И всё, что я могу ответить на его слова это: «Спасибо тебе», потому что я застряла тут. Навсегда. Потому что я боюсь, что больше не в силах сопротивляться или же бороться.
Замок издаёт щелчок, и я открываю ежедневник на первой странице. Лист совершенно чистый. Нет никакой нумерации страницы. Я просто пялюсь на лист, и знаете, что забавно, что впервые с того момента, как я нахожусь здесь, я ощущаю неограниченную свободу. Я могу писать всё, что мне заблагорассудиться. Я могу свободно затеряться в мире своих фантазий. Теперь я могу не лишиться рассудка, потому что смогу убегать от реальности таким способом. Возможно, именно это чувствовал Сервантес, когда был в заточении, возможно, похожие мысли натолкнули его на написание первых строк о Дон Кихоте (прим. Мигель де Сервантес — Всемирно известный испанский писатель.

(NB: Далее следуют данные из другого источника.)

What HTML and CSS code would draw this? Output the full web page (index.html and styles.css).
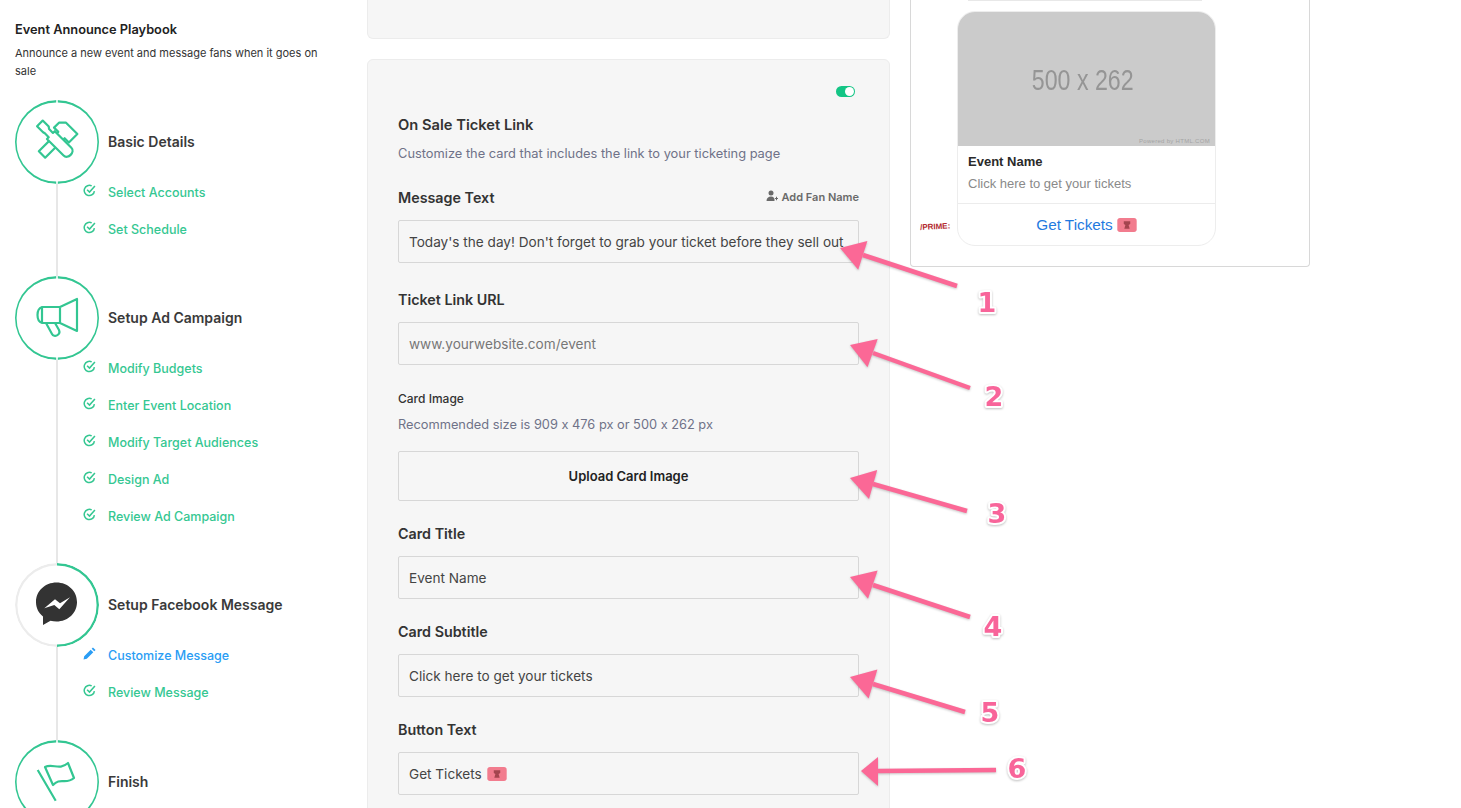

Известен как автор одного из величайших произведений мировой литературы — романа «Хитроумный идальго Дон Кихот Ламанский». Сервантес 5 лет провёл в алжирском плену, четырежды пытался бежать и лишь чудом не был казнён. В плену часто подвергался различным мучениям). Взяв ручку в руки, я даже не думаю. Я просто отпускаю себя и пишу.
Когда я разговариваю сама с собой, то всегда боюсь того, что могу сойти с ума, но когда я пишу для себя — во мне тлеет надежда, что возможно, кто-нибудь прочтёт эти безмолвные слова.
«Я — Ава Донован: пленница, заложница. Такой меня могут вспомнить, потому что для остального мира меня больше не существует. Я существую только здесь. С ним, и иногда я чувствую, когда он смотрит на меня, что ему под силу любить меня так, как никто и никогда не мог. И меня это устраивает. Возможно, вы можете подумать, что я сумасшедшая, но мне кажется, я просто нашла место, которому всецело принадлежу».
Я прекращаю писать, мурашки покрывают мои руки, когда я перечитываю написанное. Писательское мастерство — это искусство, настоящее искусство, которое приходит к нам с вдохновением, что заставляет меня задумываться насколько сумасшедшую и извращенную жизнь вели мои любимые писатели. Естественно, в каждом ужасном рассказе виднеются частички их самих. Возможно, пишет само подсознание, вообще являются ли люди писателями? Больше похоже, что за них говорит их страх, ярость и боль, я жажду верить, что именно эмоции заставляют изливать авторов слова на бумагу.